Cohabiter avec un animal est un
choix très personnel
Partager le
quotidien avec un animal, et commencer par l’accueillir dans de
mutuelles bonnes conditions, c’est se représenter à l’avance les
futurs échanges et mûrir ce projet de cohabitation dans
l’anticipation des bénéfices, mais aussi des contraintes
inhérentes à une telle démarche.
En offrant un
animal à autrui, peut-être bousculera-t-on cette maturation
préalable qui ne pourra donc pas s’affiner jusqu’au bout. Mais
surtout, ne fera-t-on pas violence au milieu individuel et
intime de l’autre, en faisant arriver dans sa vie un être qu’il
n’était pas encore prêt à accueillir ?
Même si elle
comporte des aléas, la présence d’un animal est rarement vécue
comme une contrainte pour celui qui l’a désiré. A l’inverse,
pour celui qui n’a pu faire soi le désir de cohabiter avec un
animal, les moindres réalités du quotidien vont être une charge,
déclenchant des tensions mutuelles préjudiciables au bon
équilibre psycho-comportemental de l’animal, et à l’origine de
nombreuses difficultés adjacentes.
Quand on sait
l’importance du processus de construction d’un lien, il n’est
pas difficile d’imaginer tous les désagréments que peut causer
le don d’un animal à une personne. Car les défauts de lien et
d’attachement sont à l’origine de nombreuses incompréhensions,
de nervosité, d’agacement et de difficultés en somme …
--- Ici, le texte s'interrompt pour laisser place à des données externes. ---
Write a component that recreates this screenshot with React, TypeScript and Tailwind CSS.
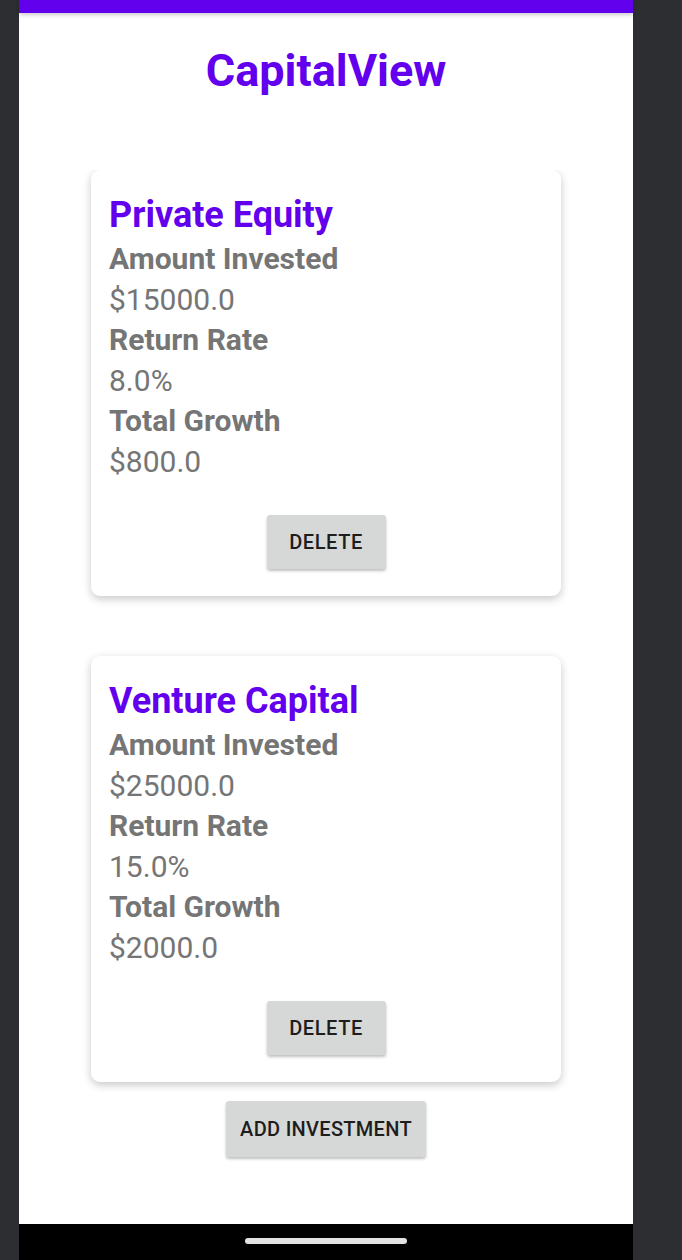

Imposer maladroitement un animal
retentit sur ce dernier
Pour se
construire et faire les premiers apprentissages de la vie près
des humains, un chiot a d’abord besoin de tranquillité
émotionnelle. Il peut ainsi reporter sur son nouveau
propriétaire l’attachement qu’il avait pour sa mère et sa
fratrie, desquels il vient d’être arraché brutalement. Ayant
perdu tous ses anciens repères de vie, c’est de toute
l’attention bienveillante de personnes disponibles dont il a
surtout besoin.
Il n’y a que
l’ardent désir d’avoir un petit compagnon, de l’avoir choisi et
attendu qui le fasse accueillir avec la spontanéité, la
tendresse, la douceur et la clémence qui éveilleront son
attachement.
Et sur le socle
de ce nouveau lien, naît la confiance d’un petit animal prêt
alors à se frotter aux durs apprentissages de la vie, dans une
société humaine.
Apprentissages
que le petit animal ne peut pas faire dans l’improvisation et la
hâte, avec un nouveau propriétaire tendu, impatient et vite
fâché, débordé qu’il est par ce chiot qu’il n’attendait pas.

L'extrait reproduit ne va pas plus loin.